Following the last big industrial rev there was about 80 years of joblessness until new tech came along.
This is absolute nonsense. The last big surge of automation led to dramatic and nearly immediate improvements in standards of living.
Alright smart guy riddle me this....what EXACTLY are you gonna do with the average 100 IQ person? You can't wave a magic wand and make a person with 100 IQ into a rocket scientist, their brains simply do not function that way. Can't make them into an engineer, can't make them into programmers, hell even the army is having to slowly but surely raise its minimum IQ requirements because there is simply too much high tech involved (and if you want to see the truly horrific results when the US army tries to take those below the minimum? Look up "McNamara Moron Corps") and there is simply less and less that someone with anything less than a high IQ is gonna be capable of performing.
So what EXACTLY do you propose to do with them? Put them in camps? Sterilize them? Whether you want to accept it or not we are RAPIDLY reaching the point where you don't need a single human between the raw material and the store shelf. You can have a machine mine the materials or plant the crops, take the material via robot truck to a factory where lines of machines can process it into a finished product which goes again via robot truck to a automated warehouse. For fucks sake dude we are ALREADY at the point where they have automated burger flippers that are WAAAYYY BETTER than anything you would get in a fast food joint, you know what Mickey D's and the like haven't already switched? Because the government PAYS THEM in the form of subsidies it gives to those workers, for fucks sake man the FIRST TRAINING VID you see when you start work at Walmart is "How to get government subsidies" and if it wasn't for the US government essentially paying half their wages? Those people would already have been replaced!
Whether you want to wake up and see the Mac truck that is heading at society at 1000MPH plus doesn't change the fact that you are gonna have millions of people that are gonna be of zero use in a robot dominated society. Its the story of John Henry only we got the moral of the story wrong, the real moral was that it doesn't fucking matter if you literally work yourself into a grave as the machine will just keep going. It won't get tired, won't ask for sick days or for time to see its kids, won't ask for raises or care about working 24/7, it'll just do what its told day in and day out....and if you can't see how many corps are practically foaming at the mouth and chomping at the bit to get this tech so they can get rid of the hassle of all those workers they gotta pay wages and insurance and have to deal with getting hurt or sick on the job? Then puff puff pass dude, you been hitting the shit far too long!

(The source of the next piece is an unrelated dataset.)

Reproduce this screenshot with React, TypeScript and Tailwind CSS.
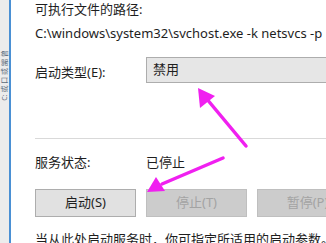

ACs don't waste your time replying, your posts are never seen by me.
Owners start to see a significant drop in sales.
Do you mean like the drop of sales when the steam engine was invented?
Oh, wait, that didn't happen. Sales went up.
Or the drop in sales when the automatic loom was invented?
Oh, that didn't happen either. Sales went up more.
Or the drop in sales when agriculture was mechanized?
Nope, that didn't happen either. Sales went WAY up.
Or the drop of sales when assembly lines and electrification became come?
Nope. The economy boomed.
So your theory that "rising productivity causes sales to decline" doesn't seem to be connected to reality.